Kindlin-3 is mainly expressed in hematopoietic cells, including platelets and erythrocytes (Lai-Cheong et al., 2009; Pasini et al., 2006; Siegel et al., 2003; Ussar et al., 2006). The only exception reported thus far is expression of kindlin-3 in endothelial cells (Bialkowska et al., 2010). Ablation of Fermt3, the gene encoding kindlin-3 in mice, provided the first evidence that kindlins are involved in integrin activation. Kindlin-3 deficiency in mice leads to lethality a few days after birth and is associated with severe hemorrhages in multiple organs, fulminant osteopetrosis, leukocyte adhesion deficiency and impaired separation of the developing lymphatic vessel sprouts from the vascular system (Moser et al., 2009a; Moser et al., 2008; Uhrin et al., 2010). The entire spectrum of defects in kindlin-3-deficient mice is due to a complete inability to activate integrins on hematopoietic cells (Moser et al., 2008). A similar spectrum of abnormalities, also associated with integrin-activation defects, is also found in a rare hereditary human disease called leukocyte-adhesion deficiency (LAD) type III (also named LAD-1 variant). The genetic cause of the disease was unknown until recently, when it was found by several groups that LAD type III is caused by mutations in FERMT3 (Kuijpers et al., 2009; Malinin et al., 2009; Manevich-Mendelson et al., 2009; Svensson et al., 2009). In addition to defects in immune cells and platelets, patients with LAD type III also suffer from osteopetrosis, but milder than that found in kindlin-3-deficient mice (Etzioni, 2009; Kilic and Etzioni, 2009; Moser et al., 2008).
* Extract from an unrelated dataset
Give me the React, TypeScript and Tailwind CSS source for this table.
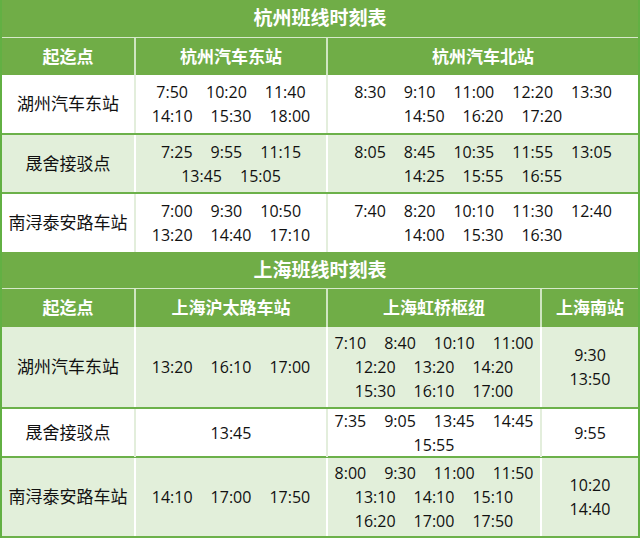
import React from "react";

type Row = { name: string; cells: string[][][]; bg: "white" | "green" };

const FONT = { fontFamily: '"Open Sans", "Noto Sans CJK SC", sans-serif' };

function Times({ lines }: { lines: string[][] }) {
  return (
    <div className="flex flex-col items-center justify-center">
      {lines.map((l, i) => (
        <div key={i} className="flex justify-center gap-[18px] leading-[24px] text-[16px] text-[#111]">
          {l.map((t, j) => (
            <span key={j}>{t}</span>
          ))}
        </div>
      ))}
    </div>
  );
}

function Section({
  title,
  headers,
  cols,
  rows,
  heights,
  titleH,
  headH,
  last,
}: {
  title: string;
  headers: string[];
  cols: string;
  rows: Row[];
  heights: string[];
  titleH: string;
  headH: string;
  last?: boolean;
}) {
  return (
    <div>
      <div className={`${titleH} flex items-center justify-center bg-[#70ad47] border-b border-[#d6e9cb] text-white font-bold text-[19px]`}>
        {title}
      </div>
      <div className={`${headH} grid ${cols} bg-[#70ad47]`}>
        {headers.map((h, i) => (
          <div
            key={i}
            className={`flex items-center justify-center text-white font-bold text-[17px] ${i > 0 ? "border-l-2 border-[#cfe5c1]" : ""}`}
          >
            {h}
          </div>
        ))}
      </div>
      {rows.map((r, ri) => {
        const green = r.bg === "green";
        const sep = green ? "border-white" : "border-[#e3eedc]";
        return (
          <div
            key={ri}
            className={`${heights[ri]} grid ${cols} ${green ? "bg-[#e2efda]" : "bg-white"} ${ri > 0 ? "border-t-2 border-[#6cb14a]" : ""} ${last && ri === rows.length - 1 ? "border-b-2 border-b-[#6cb14a]" : ""}`}
          >
            <div className="flex items-center justify-center text-[17px] text-[#111]">{r.name}</div>
            {r.cells.map((c, ci) => (
              <div key={ci} className={`flex items-center justify-center border-l-2 ${sep}`}>
                <Times lines={c} />
              </div>
            ))}
          </div>
        );
      })}
    </div>
  );
}

export default function App() {
  const hz: Row[] = [
    {
      name: "湖州汽车东站",
      bg: "white",
      cells: [
        [["7:50", "10:20", "11:40"], ["14:10", "15:30", "18:00"]],
        [["8:30", "9:10", "11:00", "12:20", "13:30"], ["14:50", "16:20", "17:20"]],
      ],
    },
    {
      name: "晟舍接驳点",
      bg: "green",
      cells: [
        [["7:25", "9:55", "11:15"], ["13:45", "15:05"]],
        [["8:05", "8:45", "10:35", "11:55", "13:05"], ["14:25", "15:55", "16:55"]],
      ],
    },
    {
      name: "南浔泰安路车站",
      bg: "white",
      cells: [
        [["7:00", "9:30", "10:50"], ["13:20", "14:40", "17:10"]],
        [["7:40", "8:20", "10:10", "11:30", "12:40"], ["14:00", "15:30", "16:30"]],
      ],
    },
  ];
  const sh: Row[] = [
    {
      name: "湖州汽车东站",
      bg: "green",
      cells: [
        [["13:20", "16:10", "17:00"]],
        [["7:10", "8:40", "10:10", "11:00"], ["12:20", "13:20", "14:20"], ["15:30", "16:10", "17:00"]],
        [["9:30"], ["13:50"]],
      ],
    },
    {
      name: "晟舍接驳点",
      bg: "white",
      cells: [
        [["13:45"]],
        [["7:35", "9:05", "13:45", "14:45"], ["15:55"]],
        [["9:55"]],
      ],
    },
    {
      name: "南浔泰安路车站",
      bg: "green",
      cells: [
        [["14:10", "17:00", "17:50"]],
        [["8:00", "9:30", "11:00", "11:50"], ["13:10", "14:10", "15:10"], ["16:20", "17:00", "17:50"]],
        [["10:20"], ["14:40"]],
      ],
    },
  ];
  return (
    <div style={FONT} className="w-[640px] h-[538px] overflow-hidden bg-white border-x-2 border-[#62b043]">
      <Section
        title="杭州班线时刻表"
        headers={["起迄点", "杭州汽车东站", "杭州汽车北站"]}
        cols="grid-cols-[132px_192px_1fr]"
        rows={hz}
        heights={["h-[58px]", "h-[59px]", "h-[60px]"]}
        titleH="h-[38px]"
        headH="h-[37px]"
      />
      <Section
        title="上海班线时刻表"
        headers={["起迄点", "上海沪太路车站", "上海虹桥枢纽", "上海南站"]}
        cols="grid-cols-[132px_192px_214px_1fr]"
        rows={sh}
        heights={["h-[80px]", "h-[49px]", "h-[82px]"]}
        titleH="h-[37px]"
        headH="h-[38px]"
        last
      />
    </div>
  );
}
Kindlin-3 is also expressed in erythrocytes (Pasini et al., 2006). Although mature erythrocytes lack integrin expression, kindlin-3-deficient erythrocytes are abnormally shaped and sequestered by the reticuloendothelial system of the spleen. A quantitative SILAC-based proteomics study revealed that membrane-skeleton proteins such as ankyrin-1, band 4.1, adducin-2, and dematin were absent from the membrane fraction of kindlin-3-deficient erythrocytes, suggesting that kindlin-3 has an important role in stabilizing the plasma membrane of erythrocytes (Kruger et al., 2008; Lai-Cheong et al., 2009).

Outlook and perspectives

The kindlin field is rapidly evolving. To further unravel the molecular mode of action of the kindlins it will be important to characterize the kindlin family members in different tissues using the Cre/loxP system, elucidate their structure and identify their binding partners. Although kindlins have been shown to be required for integrin activation, further studies are needed to address how kindlins and talin cooperate to modulate integrin affinity. Recent reports suggest that kindlins have differential effects on specific integrin heterodimers (Harburger et al., 2009; Manevich-Mendelson et al., 2009), a finding that needs to be addressed further. It is also necessary to investigate how kindlins orchestrate integrin outside-in signaling and how they link integrins to the actin cytoskeleton. Finally, kindlins are expressed in the nucleus and at cell-cell junctions, where they have integrin-independent functions that are almost totally unexplored. Therefore, elucidating the complete kindlin interactome would be a major step forward in understanding the role of kindlins in these different cellular compartments.